В купе тишина, раскачиваемая вагонными колесами. В такт стыкам позванивают ложки, притоптывающие в ступах стаканов. Стаканы укутаны в объятья подстаканников.
В купе солнечно, но не жарко. Это в открытое окно дышит Байкал. Поезд осторожно, но торопко бежит по самому краю, бочком прижимаясь к скалистой терке гор, щурится окнами в непроглядную старинную синь.
В купе скучно. Уже пролистаны газеты, безвкусной модницей увешанные брошками орденов. В газетах Ленька-бахвал смачно всасывается в губы очередного заезжего гостя. Рапорта о битвах на фронтах полей, о рейдах по фермам и свинарникам.

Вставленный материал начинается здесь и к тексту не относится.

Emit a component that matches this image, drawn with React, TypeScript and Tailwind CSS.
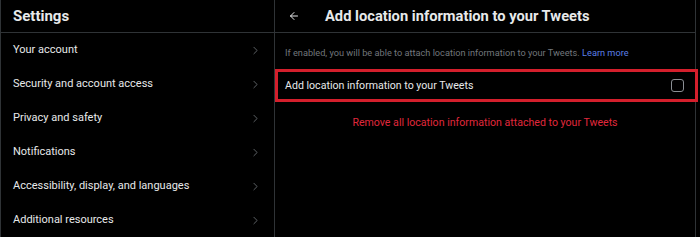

За спиной, на востоке, ударные отряды штурмуют БАМ.
Кажется, вся страна на войне, только за окном дремлющая тишь сонных полустанков...
На столе книга, в невыразительной серой обложке. На лицевой стороне невнятный блеклый рисунок. И надпись - И.А. Бунин. "Темные аллеи".
В СССР секса не было. Ну, то есть он был, но как-то невнятно. Он смутно мыкался по страницам тайно читаемого "Декамерона" и и в виде изделий ценой в 2 коп., которыми было классно швыряться - они отлично липли к школьным пиджакам. Особенно со спины - Глянь-ка, гондон идет...
Образование мы получали частью из рисунков на стенах школьных и общественных туалетов, где просто, доходчиво объяснялось что есть и куда это надо, а главное - зачем. Часть познавали из неофициального пионерского фолклера. Не при кострах и линейках, а в беседках за бычком "Беломора". И уж совсем немалую долю в рационе советского школьника занимали порнооткрытки в виде переснятых игральных карт. На них дамы демонстрировали интимные прически, которым бы смело позавидовали обладатели "афро". Раст тогда ещё не было, но могу утверждать, что при наличии такой растительности можно было сплести и их. По крайней мере, последние виды таких причесок довелось встречать в начале буйных 90-х...
Распостраняли эти изделия в основном слепоглухонемые инвалиды, бодро скачущие по вагонам поездов. В их карманах эти самые лобковые прически соседствовали с усами Сталина и совсем не уступали им в цене и популярности. Каким чертом открытки перекочевывали в карманы звеньевых, председателей советов отрядов и дружин я уж и не помню. Но факт - были.
Что-то я увлекся, однако.
В купе, повторюсь, было скучно. И вот я на верхней полке, отвоеванной мной по праву "мама, я уже взрослый, не бойся, не упаду", открываю блеклую обложку с незнакомой мне фамилией...
За Курском, в вагоне-ресторане, когда после завтрака он пил кофе с коньяком, жена сказала ему: -- Что это ты столько пьешь? Это уже, кажется пятая рюмка. Все еще грустишь, вспоминаешь свою дачную девицу с костлявыми ступнями? -- Грущу, грущу, -- ответил он, неприятно усмехаясь. -- Дачная девица... Amata nobis quantum arnabitur nulla! -- Это по-латыни? Что это значит? -- Этого тебе не нужно знать. -- Как ты груб, -- сказала она, небрежно вздохнув, и стала смотреть в солнечное окно.
С тех самых пор я влюблен в четкую вязь плотной бунинской прозы. Потому что не знаю, кто ещё может писать так о любви, жизни, сексе и непостижимых отношениях между мужчиной и женщиной...
После Бунина все написанное мною будет напрасным и излишним.